A good overview and one that could be useful with semi-technical management types.

If you need more details, see: SolrCloud wiki.

SolrCloud is Coming (and looking to mix in even more ‘NoSQL’)

Monday, January 23rd, 2012

SolrCloud is Coming (and looking to mix in even more ‘NoSQL’) by Mark Miller.

From the post:

The second phase of SolrCloud has been in full swing for a couple of months now and it looks like we are going to be able to commit this work to trunk very soon! In Phase1 we built on top of Solr’s distributed search capabilities and added cluster state, central config, and built-in read side fault tolerance. Phase 2 is even more ambitious and focuses on the write side. We are talking full-blown fault tolerance for reads and writes, near real-time support, real-time GET, true single node durability, optimistic locking, cluster elasticity, improvements to the Phase 1 features, and more.
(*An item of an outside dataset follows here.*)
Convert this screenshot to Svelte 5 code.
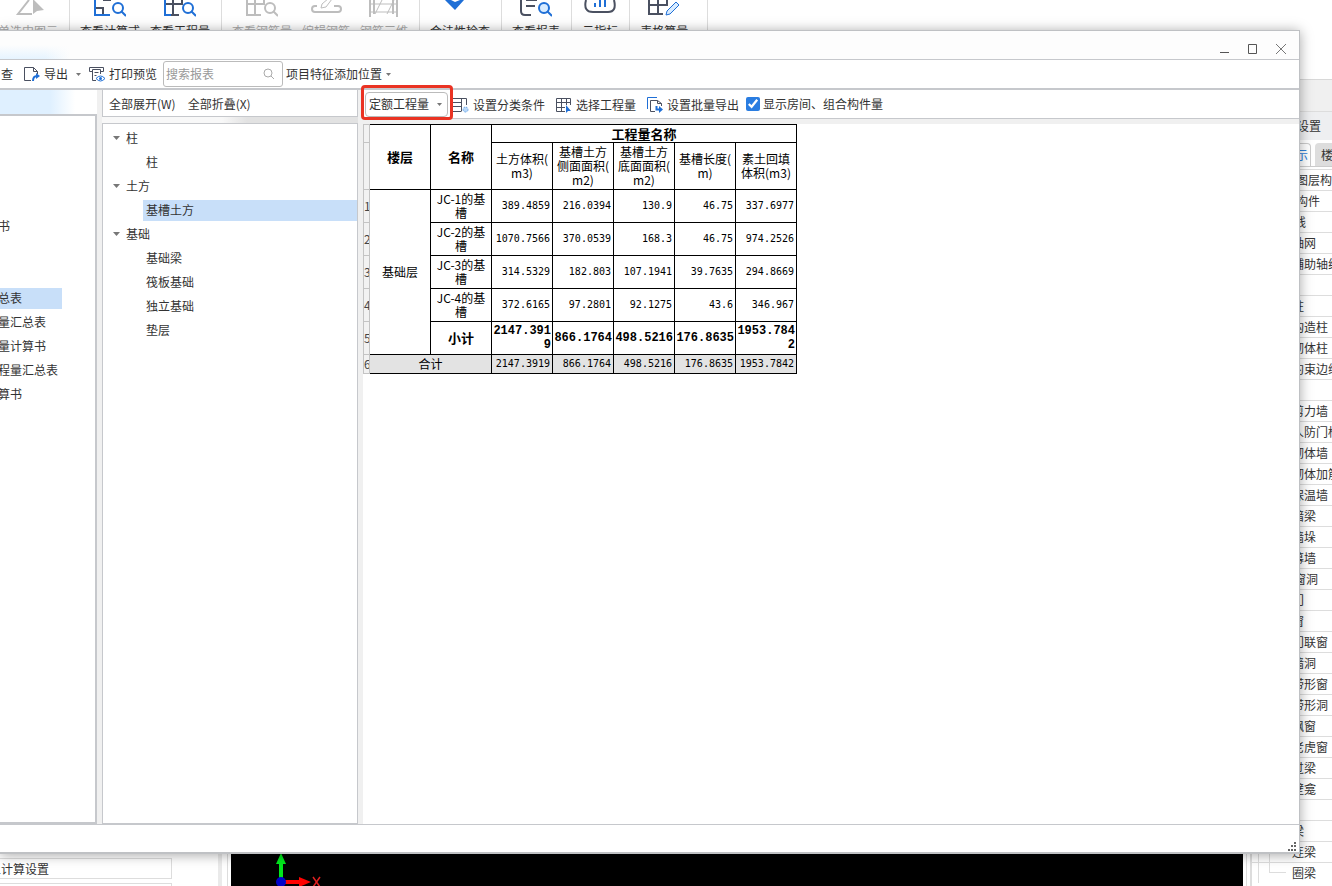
<script lang="ts">
	const ribbon = [
		{ items: [{ label: '单选中图元', icon: 'select', off: true }] },
		{
			items: [
				{ label: '查看计算式', icon: 'formula', off: false },
				{ label: '查看工程量', icon: 'grid', off: false }
			]
		},
		{
			items: [
				{ label: '查看钢筋量', icon: 'grid', off: true },
				{ label: '编辑钢筋', icon: 'edit', off: true },
				{ label: '钢筋三维', icon: 'rebar', off: true }
			]
		},
		{ items: [{ label: '合法性检查', icon: 'check', off: false }] },
		{ items: [{ label: '查看报表', icon: 'report', off: false }] },
		{ items: [{ label: '云指标', icon: 'cloud', off: false }] },
		{ items: [{ label: '表格算量', icon: 'sheet', off: false }] }
	];

	const reports = ['', '', '', '', '书', '', '', '总表', '量汇总表', '量计算书', '程量汇总表', '算书'];

	const tree = [
		{ name: '柱', children: ['柱'] },
		{ name: '土方', children: ['基槽土方'] },
		{ name: '基础', children: ['基础梁', '筏板基础', '独立基础', '垫层'] }
	];

	const layers = [
		{ name: '所有图层构件', level: 0 },
		{ name: '所有构件', level: 0 },
		{ name: '轴线', level: 1 },
		{ name: '轴网', level: 2 },
		{ name: '辅助轴线', level: 2 },
		{ name: '柱', level: 1 },
		{ name: '柱', level: 2 },
		{ name: '构造柱', level: 2 },
		{ name: '砌体柱', level: 2 },
		{ name: '约束边缘', level: 2 },
		{ name: '墙', level: 1 },
		{ name: '剪力墙', level: 2 },
		{ name: '人防门框', level: 2 },
		{ name: '砌体墙', level: 2 },
		{ name: '砌体加筋', level: 2 },
		{ name: '保温墙', level: 2 },
		{ name: '暗梁', level: 2 },
		{ name: '墙垛', level: 2 },
		{ name: '幕墙', level: 2 },
		{ name: '门窗洞', level: 1 },
		{ name: '门', level: 2 },
		{ name: '窗', level: 2 },
		{ name: '门联窗', level: 2 },
		{ name: '墙洞', level: 2 },
		{ name: '带形窗', level: 2 },
		{ name: '带形洞', level: 2 },
		{ name: '飘窗', level: 2 },
		{ name: '老虎窗', level: 2 },
		{ name: '过梁', level: 2 },
		{ name: '壁龛', level: 2 },
		{ name: '梁', level: 1 },
		{ name: '梁', level: 2 },
		{ name: '连梁', level: 2 },
		{ name: '圈梁', level: 2 }
	];

	const columns = [
		['土方体积(', 'm3)'],
		['基槽土方', '侧面面积(', 'm2)'],
		['基槽土方', '底面面积(', 'm2)'],
		['基槽长度(', 'm)'],
		['素土回填', '体积(m3)']
	];

	const rows = [
		{ name: ['JC-1的基', '槽'], values: ['389.4859', '216.0394', '130.9', '46.75', '337.6977'] },
		{ name: ['JC-2的基', '槽'], values: ['1070.7566', '370.0539', '168.3', '46.75', '974.2526'] },
		{ name: ['JC-3的基', '槽'], values: ['314.5329', '182.803', '107.1941', '39.7635', '294.8669'] },
		{ name: ['JC-4的基', '槽'], values: ['372.6165', '97.2801', '92.1275', '43.6', '346.967'] }
	];
	const totals = ['2147.3919', '866.1764', '498.5216', '176.8635', '1953.7842'];

	let selectedReport = $state('总表');
	let selectedNode = $state('基槽土方');
	let showRooms = $state(true);
</script>

{#snippet ribbonIcon(icon: string, off: boolean)}
	{@const dark = off ? '#bdbdbd' : '#4a5060'}
	{@const blue = off ? '#bdbdbd' : '#1f6fd6'}
	<svg width="32" height="18" viewBox="0 0 32 18" fill="none" stroke={dark} stroke-width="2">
		{#if icon === 'select'}
			<path d="M17 0 6 14h14" />
			<path d="M21 0v14l4-3 7-1L21-1z" fill={dark} stroke="none" />
		{:else if icon === 'formula'}
			<path d="M2 8h7v7M9 0h8" />
			<path d="M1 0v15h15" stroke={blue} />
			<circle cx="24" cy="8" r="5" stroke={blue} />
			<path d="m27 11 5 5" stroke={blue} />
		{:else if icon === 'grid'}
			<path d="M1 4h17V0M9 0v15M1 15h14" />
			<path d="M1 0v15h6" stroke={blue} />
			<circle cx="24" cy="8" r="5" stroke={blue} />
			<path d="m27 11 5 5" stroke={blue} />
		{:else if icon === 'edit'}
			<path d="M7 6H5a3 3 0 0 0 0 6h23a3 3 0 0 0 0-6h-4" />
			<path d="m11 8 1-4 7-6M11 8l5-1 6-8" stroke-width="1" />
		{:else if icon === 'rebar'}
			<path d="M2 0v17M6 0v14M25 0v14M29 0v17" />
			<path d="M2 4h27M2 12h27M7 14l7-14M19 14l7-14" stroke-width="1" />
		{:else if icon === 'check'}
			<path d="M1 0h6l4 2 5-2h4L11 10z" fill={blue} stroke="none" />
		{:else if icon === 'report'}
			<path d="M1 0v11q0 4 4 4h6M6 6h9M6 0h11" />
			<circle cx="24" cy="8" r="5" stroke={blue} fill="#d9ecff" />
			<path d="m27 11 5 5" stroke={blue} />
		{:else if icon === 'cloud'}
			<path d="M2 0q-3 12 7 12h15Q33 12 30 0" />
			<path d="M11 3v4M16 0v7M21 0v7" stroke={blue} />
		{:else}
			<path d="M1 0v14h14M10 0v14M1 5h18V0" />
			<path d="m18 15 1-4 9-9 3 3-9 9z" stroke={blue} stroke-width="1" fill="#d9ecff" />
		{/if}
	</svg>
{/snippet}

{#snippet caret()}
	<svg class="caret" width="5" height="3" viewBox="0 0 5 3"><path d="M0 0h5L2.500 3z" fill="#777" /></svg>
{/snippet}

<div class="screen">
	<header class="ribbon">
		{#each ribbon as group}
			<div class="group">
				{#each group.items as item}
					<button class="tool" class:off={item.off} disabled={item.off}>
						{@render ribbonIcon(item.icon, item.off)}
						<span>{item.label}</span>
					</button>
				{/each}
			</div>
		{/each}
	</header>

	<div class="desk">
		<aside class="settings">
			<button>土计算设置</button>
			<button aria-label="更多设置"></button>
		</aside>
		<div class="canvas">
			<svg width="100" height="34" viewBox="0 0 100 34">
				<path d="M50 26V10" stroke="#00e71c" stroke-width="4" />
				<path d="M45 12 50 1l5 11z" fill="#00e71c" />
				<path d="M54 30h16" stroke="#f00" stroke-width="4" />
				<path d="m68 25 12 5-12 5z" fill="#f00" />
				<circle cx="50" cy="30" r="5" fill="#0000c8" />
				<path d="m82 25 7 10M89 25l-7 10" stroke="#e02020" stroke-width="1.500" />
			</svg>
		</div>
		<aside class="layers">
			<div class="band"></div>
			<div class="heading">显示设置</div>
			<div class="tabs">
				<button class="active">图元显示</button>
				<button>楼层显示</button>
			</div>
			<ul>
				{#each layers as layer}
					<li class="level{layer.level}">{layer.name}</li>
				{/each}
			</ul>
		</aside>
	</div>

	<section class="window">
		<div class="titlebar">
			<button aria-label="最小化">
				<svg width="12" height="12" viewBox="0 0 12 12"><path d="M1 9.500h9" stroke="#555" /></svg>
			</button>
			<button aria-label="最大化">
				<svg width="12" height="12" viewBox="0 0 12 12"><path d="M1.500 1.500h8v9h-8z" fill="none" stroke="#555" /></svg>
			</button>
			<button aria-label="关闭">
				<svg width="12" height="12" viewBox="0 0 12 12"><path d="m1 1 10 10M11 1 1 11" stroke="#777" /></svg>
			</button>
		</div>

		<div class="toolbar">
			<button class="cut">查</button>
			<button class="export">
				<svg width="16" height="16" viewBox="0 0 16 16" fill="none">
					<path d="M7 14.500H.5V1.500h9l4 4V8M9.500 1.500v4h4" stroke="#4a5060" />
					<path d="M9 15q0-5 4-5" stroke="#1f6fd6" stroke-width="2" />
					<path d="m12 7 4 3-4 3z" fill="#1f6fd6" />
				</svg>
				导出
				{@render caret()}
			</button>
			<button>
				<svg width="16" height="16" viewBox="0 0 16 16" fill="none">
					<path d="M3 5.500H.5v-4h14v4H12M3.500 14.500v-11h8V8M3.500 14.500H7M5.500 6.500h4M5.500 9.500h2" stroke="#4a5060" />
					<path d="M7 12.500q4.500-5 9 0q-4.500 5-9 0z" fill="#fff" stroke="#1f6fd6" />
					<circle cx="11.500" cy="12.500" r="1.500" fill="#1f6fd6" />
				</svg>
				打印预览
			</button>
			<label class="search">
				<input type="text" placeholder="搜索报表" aria-label="搜索报表" />
				<svg width="12" height="12" viewBox="0 0 12 12" fill="none" stroke="#aaa">
					<circle cx="5" cy="5" r="4" />
					<path d="m8 8 3 3" />
				</svg>
			</label>
			<button class="position">项目特征添加位置 {@render caret()}</button>
		</div>

		<div class="main">
			<nav class="reports">
				<ul>
					{#each reports as report}
						<li>
							{#if report}
								<button class:selected={report === selectedReport} onclick={() => (selectedReport = report)}>{report}</button>
							{/if}
						</li>
					{/each}
				</ul>
			</nav>

			<div class="outline">
				<div class="fold">
					<button>全部展开(W)</button>
					<button>全部折叠(X)</button>
				</div>
				<ul class="tree">
					{#each tree as node}
						<li>
							<button class="parent">
								<svg width="7" height="5" viewBox="0 0 7 5"><path d="M0 0h7L3.500 4z" fill="#777" /></svg>
								{node.name}
							</button>
						</li>
						{#each node.children as child}
							<li>
								<button class="child" class:selected={child === selectedNode} onclick={() => (selectedNode = child)}>{child}</button>
							</li>
						{/each}
					{/each}
				</ul>
			</div>

			<div class="content">
				<div class="options">
					<div class="picker">
						<select aria-label="工程量类型">
							<option>定额工程量</option>
							<option>清单工程量</option>
						</select>
						{@render caret()}
						<span class="mark"></span>
					</div>
					<button>
						<svg width="16" height="16" viewBox="0 0 16 16" fill="none">
							<path d="M0 1.500h13.500V8M0 5.500h8M0 9.500h8M0 14.500h8M8.500 1.500v13" stroke="#4a5060" />
							<circle cx="12.500" cy="12.500" r="2.500" fill="#b8d8fa" stroke="#6fa8e8" stroke-dasharray="2 1" />
						</svg>
						设置分类条件
					</button>
					<button>
						<svg width="16" height="16" viewBox="0 0 16 16" fill="none">
							<path d="M9 14.500H.5v-13h14V8M.5 5.500h14M.5 10.500H9M5.500 1.500v13M10.500 1.500V8" stroke="#4a5060" />
							<path d="M10 8v8l2-2 3 0z" fill="#1f6fd6" />
						</svg>
						选择工程量
					</button>
					<button>
						<svg width="16" height="16" viewBox="0 0 16 16" fill="none">
							<path d="M.5 12V.5H10" stroke="#1f6fd6" />
							<path d="M8 14.500H3.500V3.500h7l4 3V9M10.500 3.500v3h4" stroke="#4a5060" />
							<path d="M9.500 9v3.500H13" stroke="#1f6fd6" stroke-width="2" />
							<path d="m12 9 4 3.500-4 3.500z" fill="#1f6fd6" />
						</svg>
						设置批量导出
					</button>
					<label class="tick">
						<input type="checkbox" bind:checked={showRooms} />
						显示房间、组合构件量
					</label>
				</div>

				<div class="sheet">
					<table>
						<colgroup>
							<col class="narrow" />
							<col span="7" />
						</colgroup>
						<tbody>
							<tr class="top">
								<td class="num"></td>
								<th rowspan="2">楼层</th>
								<th rowspan="2">名称</th>
								<th colspan="5">工程量名称</th>
							</tr>
							<tr class="units">
								<td class="num"></td>
								{#each columns as lines}
									<td>
										{#each lines as line}<div>{line}</div>{/each}
									</td>
								{/each}
							</tr>
							{#each rows as row, i}
								<tr>
									<td class="num">{i + 1}</td>
									{#if i === 0}
										<td rowspan="5">基础层</td>
									{/if}
									<td>
										{#each row.name as line}<div>{line}</div>{/each}
									</td>
									{#each row.values as value}
										<td class="value">{value}</td>
									{/each}
								</tr>
							{/each}
							<tr class="subtotal">
								<td class="num">5</td>
								<th>小计</th>
								{#each totals as value}
									<td class="value">{value}</td>
								{/each}
							</tr>
							<tr class="total">
								<td class="num">6</td>
								<td colspan="2">合计</td>
								{#each totals as value}
									<td class="value">{value}</td>
								{/each}
							</tr>
						</tbody>
					</table>
				</div>
			</div>
		</div>

		<footer class="status">
			<svg width="10" height="10" viewBox="0 0 10 10" fill="#666">
				<path d="M7 0h2v2H7zM4 3h2v2H4zM7 3h2v2H7zM1 7h2v2H1zM4 7h2v2H4zM7 7h2v2H7z" />
			</svg>
		</footer>
	</section>
</div>

<style>
	:global(body) {
		margin: 0;
	}

	.screen {
		position: relative;
		display: flex;
		flex-direction: column;
		height: 100vh;
		overflow: hidden;
		background: #fff;
		color: #333;
		font: 12px/16px 'Noto Sans CJK SC', sans-serif;
	}

	ul {
		list-style: none;
		margin: 0;
		padding: 0;
	}

	button {
		display: flex;
		align-items: center;
		padding: 0;
		border: 0;
		background: none;
		color: inherit;
		font: inherit;
		white-space: nowrap;
	}

	svg {
		flex: none;
	}

	/* Main program, behind the report window */
	.ribbon {
		display: flex;
		flex: none;
		height: 79px;
		border-bottom: 1px solid #d8d8d8;
	}

	.group {
		display: flex;
		gap: 10px;
		padding: 0 11px 0 10px;
		border-right: 1px solid #ddd;
	}

	.group:first-child {
		padding-left: 0;
		margin-left: -2px;
	}

	.group:last-child {
		padding-right: 19px;
	}

	.tool {
		flex-direction: column;
		gap: 5px;
	}

	.tool.off {
		color: #aaa;
	}

	.desk {
		display: flex;
		flex: 1;
		min-height: 0;
	}

	.settings {
		display: flex;
		flex-direction: column;
		justify-content: flex-end;
		gap: 4px;
		width: 218px;
		margin-bottom: -18px;
		border-right: 4px solid #eaeaea;
	}

	.settings button {
		width: 172px;
		height: 21px;
		padding: 0;
		border: 1px solid #ddd;
		border-left: 0;
		text-indent: -11px;
	}

	.canvas {
		display: flex;
		flex: 1;
		align-items: flex-end;
		margin: 0 3px 0 5px;
		border: solid #ddd;
		border-width: 0 1px;
		padding: 0 3px;
		background: #000 content-box;
	}

	.layers {
		display: flex;
		flex-direction: column;
		width: 80px;
		border-left: 2px solid #ddd;
		overflow: hidden;
		white-space: nowrap;
	}

	.band {
		flex: none;
		height: 31px;
		border-bottom: 1px solid #ddd;
		background: #f0f0f0;
	}

	.heading {
		flex: none;
		padding: 6px 21px;
		background: #eeeff1;
	}

	.tabs {
		display: flex;
		flex: none;
		gap: 4px;
		padding-top: 3px;
		border-bottom: 1px solid #ccc;
	}

	.tabs button {
		height: 23px;
		padding-left: 6px;
		border-radius: 4px 4px 0 0;
		background: #ddd;
	}

	.tabs .active {
		padding: 0 2px 0 7px;
		border: 1px solid #ccc;
		border-bottom: 0;
		background: #fff;
		color: #2f80d8;
	}

	.layers ul {
		padding-top: 2px;
		background: linear-gradient(#ddd, #ddd) 6px 0 / 1px 100% no-repeat;
	}

	.layers li {
		position: relative;
		height: 20px;
		border-top: 1px solid #ddd;
		line-height: 20px;
	}

	.level0 {
		padding-left: 20px;
	}

	.level1 {
		padding-left: 30px;
	}

	.level2 {
		padding-left: 40px;
	}

	/* Branch line from the parent down to the item */
	.level2::before {
		position: absolute;
		top: -11px;
		left: 17px;
		width: 16px;
		height: 20px;
		border: solid #ddd;
		border-width: 0 0 1px 1px;
		content: '';
	}

	/* Report window */
	.window {
		position: absolute;
		inset: 30px 32px 32px 0;
		display: flex;
		flex-direction: column;
		box-sizing: border-box;
		border: solid #bfc1c4;
		border-width: 1px 1px 2px 0;
		background: #fff;
		box-shadow: 0 1px 12px rgba(0, 0, 0, 0.35);
	}

	.titlebar {
		display: flex;
		flex: none;
		justify-content: flex-end;
		align-items: center;
		gap: 16px;
		height: 28px;
		padding: 0 12px;
		border-bottom: 1px solid #c6c8cc;
		background: linear-gradient(#fdfdfd 14px, transparent), linear-gradient(90deg, #e6f4ff 45px, #fdfdfd 70px);
	}

	.titlebar button {
		padding-top: 8px;
	}

	.toolbar {
		display: flex;
		flex: none;
		align-items: center;
		height: 28px;
		border-bottom: 2px solid #c6c8cc;
	}

	.toolbar button {
		gap: 4px;
	}

	.toolbar .cut {
		width: 13px;
		justify-content: flex-end;
	}

	.toolbar .export {
		padding: 0 8px 0 11px;
	}

	.export .caret {
		margin-left: 4px;
	}

	.search {
		display: flex;
		align-items: center;
		box-sizing: border-box;
		width: 120px;
		height: 26px;
		margin: 0 3px 0 6px;
		padding: 0 7px 0 2px;
		border: 1px solid #bbb;
		border-radius: 3px;
	}

	.search input {
		flex: 1;
		min-width: 0;
		padding: 0;
		border: 0;
		outline: 0;
		font: inherit;
	}

	.search input::placeholder {
		color: #999;
	}

	.main {
		display: flex;
		flex: 1;
		min-height: 0;
		border-bottom: 1px solid #c6c8cc;
		background: #f0f0f0;
	}

	.reports {
		display: flex;
		width: 97px;
		box-sizing: border-box;
		padding-top: 24px;
		background: linear-gradient(90deg, #dff0ff 50px, #fff 75px);
	}

	.reports ul {
		flex: 1;
		border: solid #c6c8cc;
		border-width: 2px 2px 2px 0;
		background: #fff;
	}

	.reports ul,
	.tree {
		padding-top: 2px;
	}

	li button {
		height: 21px;
	}

	.reports li,
	.tree li {
		display: flex;
		align-items: center;
		height: 24px;
	}

	.reports button {
		margin-left: -2px;
	}

	.reports .selected {
		padding-right: 40px;
	}

	.selected {
		background: #c8dff9;
	}

	.outline {
		display: flex;
		flex-direction: column;
		gap: 6px;
		width: 256px;
		margin: 0 5px;
		background: linear-gradient(90deg, #f8f8f8 120px, #e2e2e2 145px);
	}

	.fold {
		display: flex;
		gap: 12px;
		height: 24px;
		padding: 2px 0 0 6px;
		border: 1px solid #c6c8cc;
		border-top-width: 0;
		background: #fff;
	}

	.tree {
		flex: 1;
		border: 1px solid #c6c8cc;
		background: #fff;
	}

	.tree .parent {
		gap: 6px;
		padding-left: 10px;
	}

	.tree .child {
		flex: 1;
		margin-left: 40px;
		padding-left: 3px;
	}

	.content {
		display: flex;
		flex: 1;
		flex-direction: column;
		gap: 5px;
		min-width: 0;
	}

	.options {
		display: flex;
		align-items: center;
		gap: 11px;
		height: 28px;
		padding-left: 2px;
		border-bottom: 1px solid #c6c8cc;
		background: #fff;
	}

	.options > button {
		gap: 4px;
		padding-top: 2px;
	}

	.picker {
		position: relative;
		display: flex;
		align-items: center;
		margin-right: -6px;
	}

	.picker select {
		width: 83px;
		height: 25px;
		padding: 0 3px;
		border: 1px solid #bbb;
		border-radius: 4px;
		appearance: none;
		background: #fff;
		color: inherit;
		font: inherit;
	}

	.picker .caret {
		position: absolute;
		right: 6px;
	}

	/* Red frame that points out the quantity type */
	.mark {
		position: absolute;
		inset: -7px -5px -3px -4px;
		border: 3px solid #ea3323;
		border-radius: 4px;
		pointer-events: none;
	}

	.tick {
		display: flex;
		align-items: center;
		gap: 3px;
		margin-left: -4px;
	}

	.tick input {
		width: 14px;
		height: 14px;
		margin: 0;
		accent-color: #2a7de1;
	}

	.sheet {
		flex: 1;
		background: #fff;
	}

	table {
		width: 434px;
		table-layout: fixed;
		border-spacing: 0;
		color: #000;
		line-height: 14px;
		text-align: center;
	}

	col {
		width: 61px;
	}

	.narrow {
		width: 7px;
	}

	td,
	th {
		box-sizing: border-box;
		height: 33px;
		padding: 0;
		border: solid #000;
		border-width: 0 1px 1px 0;
	}

	th {
		font-size: 13px;
	}

	.top > * {
		height: 19px;
		border-top-width: 1px;
	}

	.units td {
		height: 47px;
	}

	.value {
		padding: 0 2px 0 0;
		font-family: 'DejaVu Sans Mono', monospace;
		font-size: 10px;
		text-align: right;
		word-break: break-all;
	}

	.subtotal .value {
		padding: 0 1px 0 0;
		font-family: 'Liberation Mono', monospace;
		font-size: 12px;
		font-weight: bold;
	}

	.total td {
		height: 19px;
		background: #e3e3e3;
	}

	td.num,
	.total td.num {
		border-color: #c4c4c4;
		border-left-width: 1px;
		background: #f2f2f2;
		color: #444;
		overflow: hidden;
	}

	.status {
		display: flex;
		flex: none;
		justify-content: flex-end;
		align-items: flex-end;
		height: 27px;
		padding-right: 2px;
	}
</style>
Once we get Phase2 into trunk we will work on hardening and finishing a couple missing features – then SolrCloud should be ready to be part of the upcoming Lucene/Solr 4.0 release.

If you want to read more about SolrCloud and where we are with Phase 2, check out the new wiki page that we are working on at – feedback appreciated!

Occurs to me that tweaking SolrCloud (or just Solr) might make a nice short course for library students. If not to become Solr mavens, just to get a better feel for the range of possibilities.

Distributed Indexing – SolrCloud

Saturday, January 7th, 2012

Distributed Indexing – SolrCloud

Not for the faint of heart but I noticed that progress is being made on distributed indexing for the SolrCloud project.

Whether you are a hard core coder or someone who is interested in using this feature (read feedback), now would be a good time to start paying attention to this work.

I added a new category for “Distributed Indexing” because this isn’t only going to come up for Solr. And I suspect there are aspects of “distributed indexing” that are going to be applicable to distributed topic maps as well.